**Information provided:**
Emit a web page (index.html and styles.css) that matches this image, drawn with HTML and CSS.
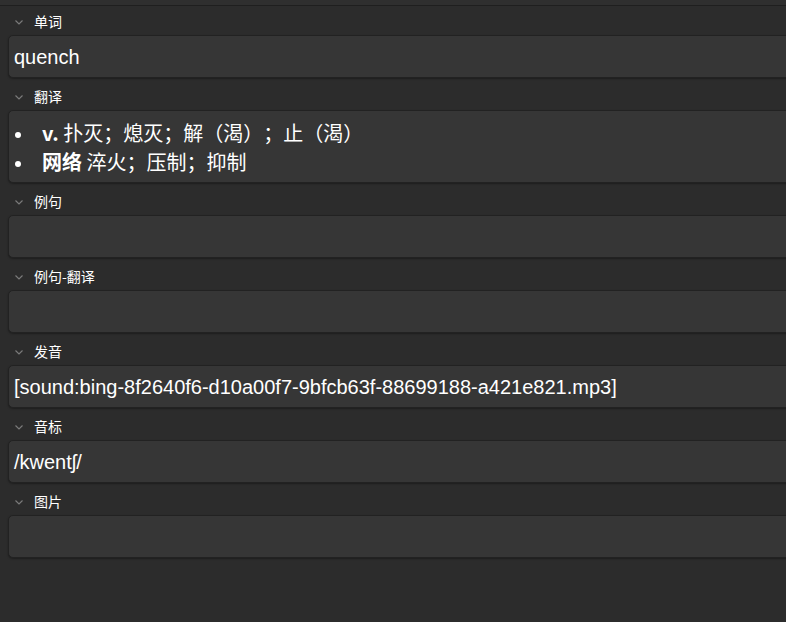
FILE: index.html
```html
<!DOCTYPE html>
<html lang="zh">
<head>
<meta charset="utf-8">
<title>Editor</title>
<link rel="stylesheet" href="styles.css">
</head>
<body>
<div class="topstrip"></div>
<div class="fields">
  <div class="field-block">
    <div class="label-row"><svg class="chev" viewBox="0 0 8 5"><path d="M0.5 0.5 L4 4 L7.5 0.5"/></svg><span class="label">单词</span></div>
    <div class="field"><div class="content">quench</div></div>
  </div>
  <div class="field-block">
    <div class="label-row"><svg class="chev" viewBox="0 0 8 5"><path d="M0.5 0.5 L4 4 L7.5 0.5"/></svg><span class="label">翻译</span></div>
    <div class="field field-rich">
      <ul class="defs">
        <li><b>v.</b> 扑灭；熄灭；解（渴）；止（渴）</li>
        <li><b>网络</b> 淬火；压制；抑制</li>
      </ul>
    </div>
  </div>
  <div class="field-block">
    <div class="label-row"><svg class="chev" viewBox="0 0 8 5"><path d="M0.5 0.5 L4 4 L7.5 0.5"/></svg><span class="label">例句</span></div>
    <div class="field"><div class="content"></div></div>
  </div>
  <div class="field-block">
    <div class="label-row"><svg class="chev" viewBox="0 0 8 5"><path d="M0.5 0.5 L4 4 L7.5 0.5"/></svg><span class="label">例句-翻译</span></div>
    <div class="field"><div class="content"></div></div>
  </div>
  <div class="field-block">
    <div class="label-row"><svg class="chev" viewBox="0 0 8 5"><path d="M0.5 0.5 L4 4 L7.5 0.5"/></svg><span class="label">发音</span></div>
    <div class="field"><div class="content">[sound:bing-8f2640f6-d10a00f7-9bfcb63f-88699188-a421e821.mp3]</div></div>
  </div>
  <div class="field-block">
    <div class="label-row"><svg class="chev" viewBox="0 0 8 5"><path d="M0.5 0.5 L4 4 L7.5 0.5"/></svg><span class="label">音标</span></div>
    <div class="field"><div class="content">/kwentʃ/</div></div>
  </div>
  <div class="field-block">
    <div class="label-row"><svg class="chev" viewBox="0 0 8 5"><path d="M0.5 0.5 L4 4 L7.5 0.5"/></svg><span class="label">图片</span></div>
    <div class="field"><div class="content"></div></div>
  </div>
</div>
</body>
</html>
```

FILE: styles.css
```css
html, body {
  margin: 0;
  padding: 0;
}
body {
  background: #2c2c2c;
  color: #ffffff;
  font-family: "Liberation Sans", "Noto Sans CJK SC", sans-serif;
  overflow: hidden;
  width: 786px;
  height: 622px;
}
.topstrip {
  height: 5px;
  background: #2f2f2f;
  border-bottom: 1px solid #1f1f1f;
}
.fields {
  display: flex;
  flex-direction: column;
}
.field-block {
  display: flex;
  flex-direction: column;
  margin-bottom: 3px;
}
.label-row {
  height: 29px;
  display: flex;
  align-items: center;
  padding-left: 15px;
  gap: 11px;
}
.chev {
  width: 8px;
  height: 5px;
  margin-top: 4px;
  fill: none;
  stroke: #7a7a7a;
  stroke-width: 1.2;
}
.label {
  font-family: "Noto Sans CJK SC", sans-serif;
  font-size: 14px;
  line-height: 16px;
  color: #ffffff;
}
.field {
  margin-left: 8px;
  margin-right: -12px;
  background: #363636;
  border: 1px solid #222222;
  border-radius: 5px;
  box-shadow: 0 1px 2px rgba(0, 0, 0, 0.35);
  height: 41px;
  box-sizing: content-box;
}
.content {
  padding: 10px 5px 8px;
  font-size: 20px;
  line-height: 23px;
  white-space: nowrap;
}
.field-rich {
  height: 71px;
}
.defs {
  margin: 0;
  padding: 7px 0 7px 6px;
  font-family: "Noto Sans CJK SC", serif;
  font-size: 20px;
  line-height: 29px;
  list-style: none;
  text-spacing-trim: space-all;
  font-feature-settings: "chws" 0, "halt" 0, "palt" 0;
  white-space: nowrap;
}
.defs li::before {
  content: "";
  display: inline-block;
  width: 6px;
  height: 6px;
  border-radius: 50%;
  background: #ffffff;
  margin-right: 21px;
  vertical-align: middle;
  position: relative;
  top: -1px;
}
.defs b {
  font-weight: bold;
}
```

**Task directions:** Reproduce the material in full, word for word, and omit the pictures.

**Solution for this task:**
Emit a web page (index.html and styles.css) that matches this image, drawn with HTML and CSS.
FILE: index.html
```html
<!DOCTYPE html>
<html lang="zh">
<head>
<meta charset="utf-8">
<title>Editor</title>
<link rel="stylesheet" href="styles.css">
</head>
<body>
<div class="topstrip"></div>
<div class="fields">
  <div class="field-block">
    <div class="label-row"><svg class="chev" viewBox="0 0 8 5"><path d="M0.5 0.5 L4 4 L7.5 0.5"/></svg><span class="label">单词</span></div>
    <div class="field"><div class="content">quench</div></div>
  </div>
  <div class="field-block">
    <div class="label-row"><svg class="chev" viewBox="0 0 8 5"><path d="M0.5 0.5 L4 4 L7.5 0.5"/></svg><span class="label">翻译</span></div>
    <div class="field field-rich">
      <ul class="defs">
        <li><b>v.</b> 扑灭；熄灭；解（渴）；止（渴）</li>
        <li><b>网络</b> 淬火；压制；抑制</li>
      </ul>
    </div>
  </div>
  <div class="field-block">
    <div class="label-row"><svg class="chev" viewBox="0 0 8 5"><path d="M0.5 0.5 L4 4 L7.5 0.5"/></svg><span class="label">例句</span></div>
    <div class="field"><div class="content"></div></div>
  </div>
  <div class="field-block">
    <div class="label-row"><svg class="chev" viewBox="0 0 8 5"><path d="M0.5 0.5 L4 4 L7.5 0.5"/></svg><span class="label">例句-翻译</span></div>
    <div class="field"><div class="content"></div></div>
  </div>
  <div class="field-block">
    <div class="label-row"><svg class="chev" viewBox="0 0 8 5"><path d="M0.5 0.5 L4 4 L7.5 0.5"/></svg><span class="label">发音</span></div>
    <div class="field"><div class="content">[sound:bing-8f2640f6-d10a00f7-9bfcb63f-88699188-a421e821.mp3]</div></div>
  </div>
  <div class="field-block">
    <div class="label-row"><svg class="chev" viewBox="0 0 8 5"><path d="M0.5 0.5 L4 4 L7.5 0.5"/></svg><span class="label">音标</span></div>
    <div class="field"><div class="content">/kwentʃ/</div></div>
  </div>
  <div class="field-block">
    <div class="label-row"><svg class="chev" viewBox="0 0 8 5"><path d="M0.5 0.5 L4 4 L7.5 0.5"/></svg><span class="label">图片</span></div>
    <div class="field"><div class="content"></div></div>
  </div>
</div>
</body>
</html>
```

FILE: styles.css
```css
html, body {
  margin: 0;
  padding: 0;
}
body {
  background: #2c2c2c;
  color: #ffffff;
  font-family: "Liberation Sans", "Noto Sans CJK SC", sans-serif;
  overflow: hidden;
  width: 786px;
  height: 622px;
}
.topstrip {
  height: 5px;
  background: #2f2f2f;
  border-bottom: 1px solid #1f1f1f;
}
.fields {
  display: flex;
  flex-direction: column;
}
.field-block {
  display: flex;
  flex-direction: column;
  margin-bottom: 3px;
}
.label-row {
  height: 29px;
  display: flex;
  align-items: center;
  padding-left: 15px;
  gap: 11px;
}
.chev {
  width: 8px;
  height: 5px;
  margin-top: 4px;
  fill: none;
  stroke: #7a7a7a;
  stroke-width: 1.2;
}
.label {
  font-family: "Noto Sans CJK SC", sans-serif;
  font-size: 14px;
  line-height: 16px;
  color: #ffffff;
}
.field {
  margin-left: 8px;
  margin-right: -12px;
  background: #363636;
  border: 1px solid #222222;
  border-radius: 5px;
  box-shadow: 0 1px 2px rgba(0, 0, 0, 0.35);
  height: 41px;
  box-sizing: content-box;
}
.content {
  padding: 10px 5px 8px;
  font-size: 20px;
  line-height: 23px;
  white-space: nowrap;
}
.field-rich {
  height: 71px;
}
.defs {
  margin: 0;
  padding: 7px 0 7px 6px;
  font-family: "Noto Sans CJK SC", serif;
  font-size: 20px;
  line-height: 29px;
  list-style: none;
  text-spacing-trim: space-all;
  font-feature-settings: "chws" 0, "halt" 0, "palt" 0;
  white-space: nowrap;
}
.defs li::before {
  content: "";
  display: inline-block;
  width: 6px;
  height: 6px;
  border-radius: 50%;
  background: #ffffff;
  margin-right: 21px;
  vertical-align: middle;
  position: relative;
  top: -1px;
}
.defs b {
  font-weight: bold;
}
```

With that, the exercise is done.